“Il grande amore di mia madre” di Urs Widmer
“Mormorava più che mai anche i modi di morire, quasi fossero una preghiera.”
“Il grande amore di mia madre” di Urs Widmer (Keller Editore 2019, pp. 159, euro 15,50) è ambientato negli anni venti. Clara, la protagonista, è nel fiore dei suoi anni, giovane, bella, con una vita agiata. Ha la passione per la musica e i compositori moderni. Edwin è povero, ostinato, ama la musica, non ha talento nel suonare, ma ha una innata genialità nel dirigere l’orchestra, la Junges Orchester. Clara si innamora di Edwin e, per stargli vicino, diventa la segretaria tuttofare dell’orchestra che lui dirige. Diventa la sua ombra. Edwin però è un uomo che non ha spazio per i sentimenti, pensa solo alla sua egoistica fame di successo ed è disposto a tutto per ottenerla.
Durante il crollo della borsa di New York nel 1929, Clara perde suo padre, così l’impegno preso per amore con l’orchestra diventa per lei il mezzo per sopravvivere, ma il suo Edwin è pronto a sposare la figlia di un ricco industriale. Anche Clara si sposa, ma l’esistenza del marito è quasi sottintesa, non viene mai menzionato, concepisce un figlio, che è diventerà l’io narrante di questo romanzo. Dalle sue parole si percepisce l’amarezza che impregna la descrizione dello sgretolamento dello spirito di sua madre, malato di un’ossessione, quella per Edwin, che la porterà alla follia.

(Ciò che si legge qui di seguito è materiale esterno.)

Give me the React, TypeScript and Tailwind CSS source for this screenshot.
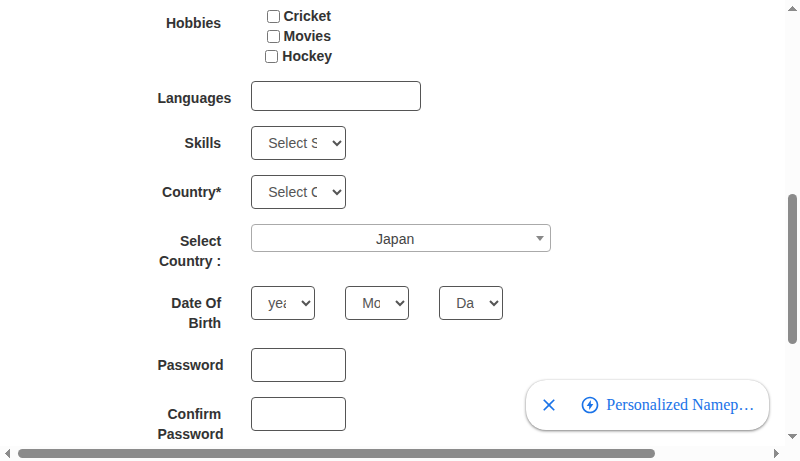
import React from "react";

const control = "h-[34px] rounded-[4px] border border-[#555] bg-white text-[14px] text-[#555]";

function Row({ label, children }: { label: string; children: React.ReactNode }) {
  return (
    <div className="mb-[15px] flex items-start">
      <label className="w-[63.75px] pt-[7px] text-right font-bold">{label}</label>
      <div className="ml-[30px] flex gap-[30px]">{children}</div>
    </div>
  );
}

function Select({ text, width }: { text: string; width: string }) {
  return (
    <select className={`${control} ${width} px-[12px] py-[6px]`} defaultValue={text}>
      <option>{text}</option>
    </select>
  );
}

function Hobby({ name }: { name: string }) {
  return (
    <label className="block h-[20px] whitespace-nowrap font-bold">
      <input type="checkbox" className="m-0 h-[13px] w-[13px] align-[-2px]" /> {name}
    </label>
  );
}

export default function App() {
  return (
    <div className="relative grid h-[461px] w-[800px] grid-cols-[785px_15px] grid-rows-[446px_15px] overflow-hidden bg-white font-['Liberation_Sans',Arial,sans-serif] text-[14px] leading-[20px] text-[#333]">
      <main className="overflow-hidden pl-[157.4px] pt-[6px]">
        <Row label="Hobbies">
          <div className="w-[95.25px] text-center">
            <Hobby name="Cricket" />
            <Hobby name="Movies" />
            <Hobby name="Hockey" />
          </div>
        </Row>
        <Row label="Languages">
          <div className="h-[30px] w-[170px] rounded-[4px] border border-[#555]" />
        </Row>
        <Row label="Skills">
          <Select text="Select Skills" width="w-[95px]" />
        </Row>
        <Row label="Country*">
          <Select text="Select Country" width="w-[95px]" />
        </Row>
        <Row label="Select Country :">
          <div className="flex h-[28px] w-[300px] items-center rounded-[4px] border border-[#aaa] pl-[8px] pr-[6px] text-[#444]">
            <span className="flex-1 pr-[6px] pt-px text-center">Japan</span>
            <span className="h-0 w-0 border-x-4 border-t-[5px] border-x-transparent border-t-[#888]" />
          </div>
        </Row>
        <Row label="Date Of Birth">
          <Select text="year" width="w-[64px]" />
          <Select text="Month" width="w-[64px]" />
          <Select text="Day" width="w-[64px]" />
        </Row>
        <Row label="Password">
          <input type="password" className={`${control} w-[95px] px-[12px]`} />
        </Row>
        <Row label="Confirm Password">
          <input type="password" className={`${control} w-[95px] px-[12px]`} />
        </Row>
      </main>

      <div className="flex flex-col items-center bg-[#fcfcfc]">
        <svg className="mt-[6px] h-[5px] w-[9px]" viewBox="0 0 9 5" fill="#8b8b8b" shapeRendering="crispEdges">
          <path d="M4.5 0 9 5H0z" />
        </svg>
        <div className="mt-[183px] h-[150px] w-[9px] rounded-full bg-[#8b8b8b]" />
        <svg className="mt-[90px] h-[5px] w-[9px]" viewBox="0 0 9 5" fill="#8b8b8b" shapeRendering="crispEdges">
          <path d="M0 0H9L4.5 5z" />
        </svg>
      </div>
      <div className="flex items-center bg-[#fcfcfc]">
        <svg className="ml-[5px] h-[9px] w-[5px]" viewBox="0 0 5 9" fill="#8b8b8b" shapeRendering="crispEdges">
          <path d="M5 0V9L0 4.5z" />
        </svg>
        <div className="ml-[8px] h-[9px] w-[637px] rounded-full bg-[#8b8b8b]" />
        <svg className="ml-[119px] h-[9px] w-[5px]" viewBox="0 0 5 9" fill="#8b8b8b" shapeRendering="crispEdges">
          <path d="M0 0V9L5 4.5z" />
        </svg>
      </div>
      <div className="bg-[#fcfcfc]" />

      <div className="absolute left-[526px] top-[380px] flex h-[50px] w-[243px] items-center rounded-[20px] bg-white text-[#1a73e8] shadow-[0_1px_3px_rgba(0,0,0,0.5),0_0_1px_rgba(0,0,0,0.15)]">
        <svg className="ml-[13px] h-[20px] w-[20px]" viewBox="0 0 24 24" fill="currentColor">
          <path d="M19 6.41 17.59 5 12 10.59 6.41 5 5 6.41 10.59 12 5 17.59 6.41 19 12 13.41 17.59 19 19 17.59 13.41 12z" />
        </svg>
        <svg className="ml-[21px] h-[20px] w-[20px]" viewBox="0 0 24 24" fill="currentColor">
          <path d="M12 2C6.48 2 2 6.48 2 12s4.48 10 10 10 10-4.48 10-10S17.52 2 12 2zm0 18c-4.42 0-8-3.58-8-8s3.58-8 8-8 8 3.58 8 8-3.58 8-8 8zm-1-2V13.2H8L13 6v4.8h3z" />
        </svg>
        <span className="ml-[6.3px] whitespace-nowrap font-['Liberation_Serif',serif] text-[16px]">Personalized Namep…</span>
      </div>
    </div>
  );
}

Il figlio per lei rappresenta un’appendice, tanto da includerlo nei suoi progetti di morte: lo ignora, quasi non prova amore. Arriva la guerra, e lei coltiva il suo orto, estranea a tutto, facendosi scivolare addosso le atrocità del conflitto. Malata, viene spesso ricoverata nel sanatorio dove le praticano addirittura l’elettroshock. Il figlio, durante questi anni, continua a mendicare il suo amore e le sue attenzioni, invano, perché è troppo occupata a rimpiangere l’amore perduto, fino all’ultimo dei suoi giorni.
Clara è fragile, ecco come è fatta. Questa è la lava che le scorre dentro in alcuni momenti, già da bambina viaggia in una dimensione parallela popolata da incubi e si aggrappa con le mani alle sedie, tanto da farle sbiancare, per sorreggersi. Fuoco e cristallo, amore e tristezza, voci bisbigliate e urla assordanti, musica e silenzio, questa è Clara. Il figlio riesce a trasmettere al lettore la sua debolezza, descrivendone la passione ossessione con un mortificato coinvolgimento. Clara è rapita nelle nebbie del suo limbo. E il figlio, che è lo scrittore stesso, riesce a trasmettere al lettore quel senso di abbandono e smarrimento che, fin da bambino, provava al cospetto di quella madre.